You know, they'll say you have a good heart just because you have good genes. Well, who made the genes? Where did they come from? There isn't any good thing you have that God has not given you. Jobs, families, friends, food, true churches, fellowship of the saints, the Word of God, faith, repentance, trust in God, forgiveness of sins, life everlasting: all from the hand of God. Thankfulness in prosperity is possible only when we see God as a loving giver of every good gift by His providence.
Finally, Heidelberg says that it profits us to know that by His Providence, God upholds all things. It gives us this confidence, that no creature shall separate us from His love. Since all creatures are so in His hand that without His will they cannot so much as move, we consider anew the words of St. Paul from the 8th of Romans, "Who shall separate us from the love of Christ? Shall tribulation, or distress, or persecution, or famine, or nakedness, or peril, or sword? For I am persuaded, that neither death, nor life, nor angels, nor principalities, nor powers, nor things present, nor things to come, nor height, nor depth, nor any other creature, shall be able to separate us from the love of God, which is in Christ Jesus our Lord." So, the apostle scans the universe, the heights, the depths, angels, demons, death itself; nothing shall be able to separate us from the love of God. All things are under His absolute sway by divine providence. What a source of comfort that is!

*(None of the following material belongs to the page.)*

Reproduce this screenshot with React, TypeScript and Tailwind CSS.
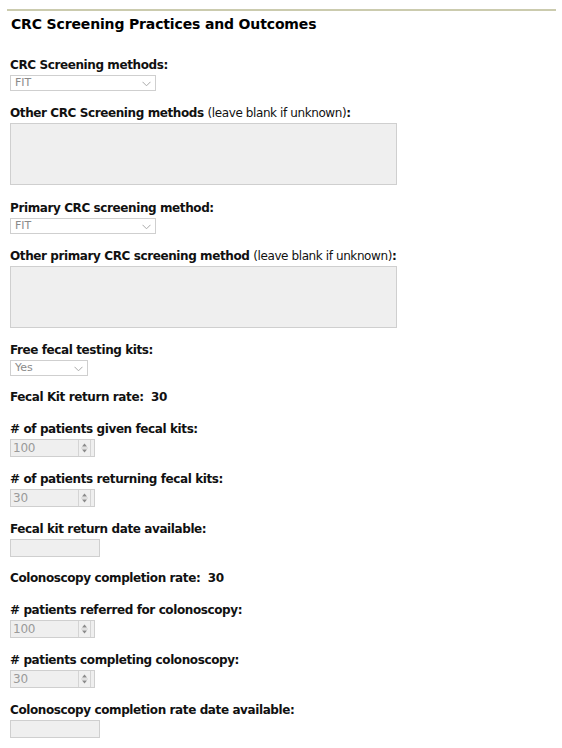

Can these things separate us from God? Well, they could if God weren't in control of them. If God was the sort of god that even some evangelicals conceive him to be; that He is in some sort of contest with the devil and with the free will of man, a contest in which He is frequently losing!! I dare say that under those circumstances, yes, God could lose that too, and then devils, or death could separate us from God's love, but not if these things are under His control, not if He is, as Luther said "God indeed!"
A God of providence. Notice the way the Heidelberg describes this absolute power of God, "Since all creatures are so in His hand..." I love this statement. Here's something that's worth memorizing. The whole Catechism is worth
memorizing, but this phrase especially. You talk about providence as a source of comfort? Memorize this! "... that without His will they cannot so much as move."
What does it profit us to know that God created and by His providence upholds all things? That we may be patient in adversity, thankful in prosperity, and, for what is future, to have confidence in our faithful God and Father, that no creature shall separate us from His love, since all creatures are so in His hand that without His will they cannot so much as move.
Let us pray......Heavenly Father, we think of the words, "Ye fearful saints fresh courage take..." O God, grant that at all times we may have that faith which the Holy Ghost gives through the Word that thou art a God of Providence, and this is the source of all our safety, all our confidence, and all our blessing. Amen.